Cet espace produit du lien social, une fraternité / adelphité, une sorte de pair-aidance spontanée et informelle, une entraide mutuelle, des échanges de savoirs et un partage de connaissances, de l’auto-formation et un apprentissage inversé (sur les thèmes de la prison, des drogues, de la psychiatrie, de la prostitution / travail du sexe…).
On observe alors comme un atelier de rétablissement non institué, de la réduction des risques, de l’éducation thérapeutique, un accès à une citoyenneté par de l’instruction civique, l’accès à des droits fondamentaux par le biais d’une forme d’éducation populaire. Le tout avec la curiosité bienveillante des passants qui déstigmatise.

4. Ce que notre présence / le cadre permet

On offre un cadre sécurisant, garant du respect et de l’intégrité des personnes. On accueille, avec une écoute fine et un laisser-dire ; un aller-vers dans la posture, à un point fixe et régulier mais à l’air libre. On porte une présence sociale[1], on fait attention à l’ambiance et la parole se déroule, sur un temps long, au rythme des semaines. On fait office de filet, un étayage qui fait lien, rompt l’isolement et qui permet à certains d’entrer en relation avec autrui sereinement.
On se positionne sans un savoir qui ferait loi, on fait s’interroger les clients sur ce qu’ils apportent, au-delà d’un questionnement moral. On guette les ouvertures pour aller parler plus confidentiellement ailleurs (plus loin ou dans le camping-car).

Ce lieu qui réchauffe est un préalable pour commencer quelque chose.
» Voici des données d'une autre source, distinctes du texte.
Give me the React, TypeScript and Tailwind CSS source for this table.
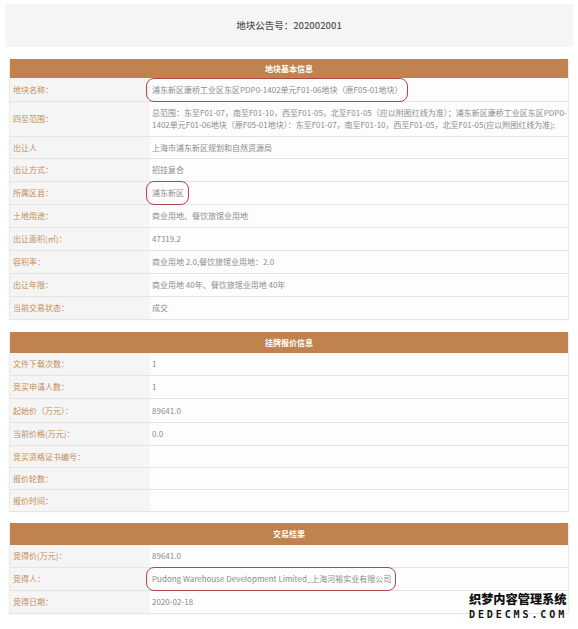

[1] A propos de la notion de « présence sociale » :
Les cahiers de la rue « Dans la phase d’implantation, je fais du travail de rue et au fur et à mesure que je suis admise/reconnue dans le territoire, je ferai davantage de présence sociale. Dans le travail de rue je vais vers ; dans la présence sociale, je montre ma disponibilité, on vient vers moi. Ce sont les deux lignes de force qui organisent l’intervention. Les deux modalités ne sont pas parfaitement étanches mais elles sont surtout labiles, on passe de l’une à l’autre. »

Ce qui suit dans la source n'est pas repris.